While OLED (organic light-emitting diode) displays have become the current choice for many flagship smartphones and smartwatches like the iPhone 11 Pro and 12 lineup and Apple Watch, mini-LED and micro-LED are set to bring further improvements to displays.

What is mini-LED display tech?

Traditional LED-backlit displays will have anywhere from several dozen to several hundred LEDs. As the name suggests, mini-LED displays make use of miniaturized backlighting and can feature over a thousand full array local dimming (FALD) zones.

Advantages of mini-LED:

  • Higher contrast ratio
  • Higher brightness
  • Deeper blacks
  • Power-efficient
  • Less prone to burn-in than OLED
  • Uses inorganic Gallium nitride (GaN), won’t degrade over time like OLED

So what are micro-LEDs?
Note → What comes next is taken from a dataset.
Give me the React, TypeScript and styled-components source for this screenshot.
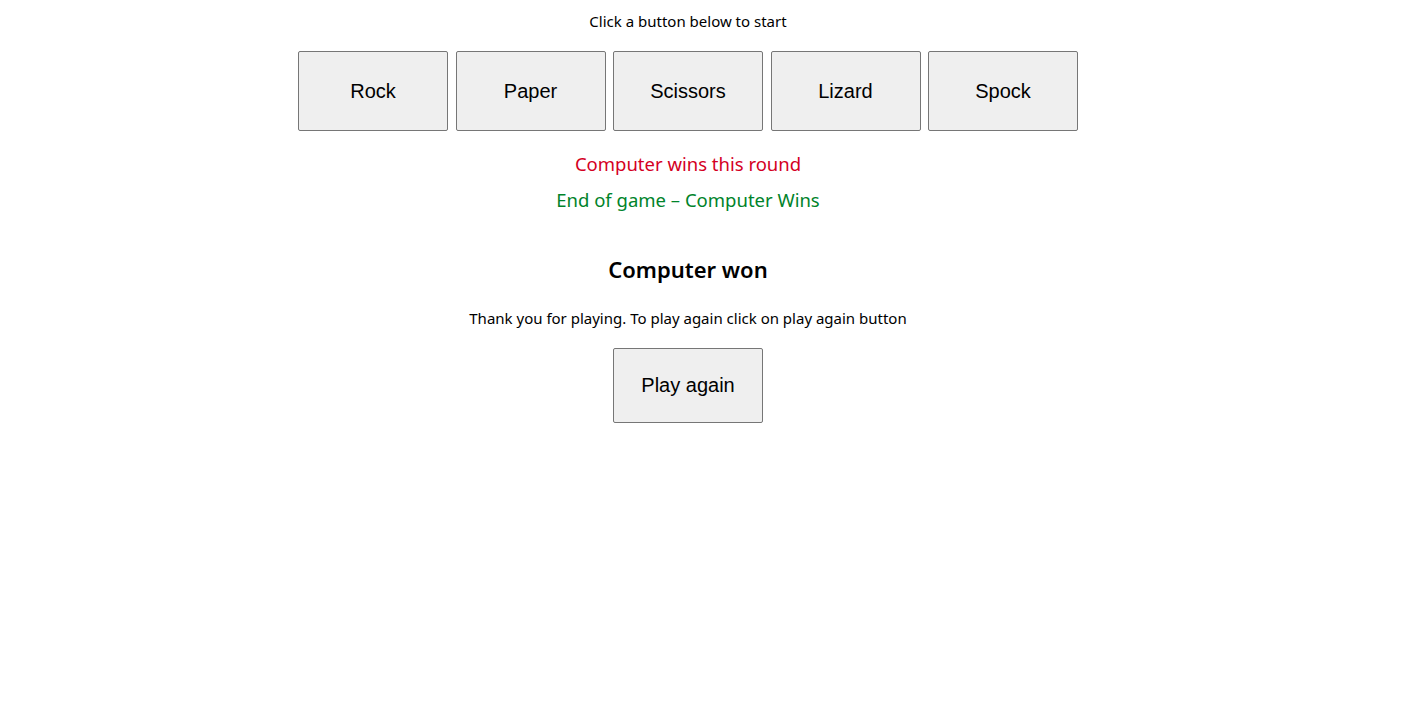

They are an order of magnitude smaller than the mini variant and are as tiny as 1/100th the size of a traditional LED backlight in an LCD display. They go further with the benefits that mini-LED has over standard LED-powered LCD displays and can provide over 30x greater brightness compared to OLED.

The tricky part about manufacturing micro-LED displays at a high quality is you’re dedicating an LED for each pixel of a display. Semiconductor Engineering explains:

MicroLED is where you shrink them down to the scale of tens of microns. You place one in each pixel. It’s so much smaller and harder to do. It’s harder to physically put them where you want them to be. It’s also harder to make the LEDs themselves so that they perform well.

Apple’s plans for iPad and MacBooks

It makes sense then that the two major holdups for these new display technologies are cost and manufacturing at scale, and that Apple is looking to do mini-LED with its larger portable devices first and implement micro-LED with Apple Watch to start.

All the way back in 2019, Kuo predicted we could see Apple’s iPad Pro and 16-inch MacBook Pro are expected to see the switch to mini-LED as soon as Q4 2020. That didn’t come to pass, but reports are stacking up that the time is soon. More recent reports from TrendForce and Digitimes predict the next 12.9-inch iPad Pro getting mini-LED in Q1 2021.

And just yesterday, Macotakara published a report that the new large iPad Pro with mini-LED will launch in March this year with a slightly thicker body to accommodate the new display tech.

Meanwhile, the new 14- and 16-inch M1 MacBook Pro models we’re expecting are rumored to include the switch to mini-LED too. Those should be released this year sometime.

When it comes to micro-LED, we haven’t been hearing near as much about that shift. Apple Watch 6/SE didn’t adopt the tech last year (after a report that it would), but it could be that Apple Watch Series 7 is the first to debut micro-LED in the fall.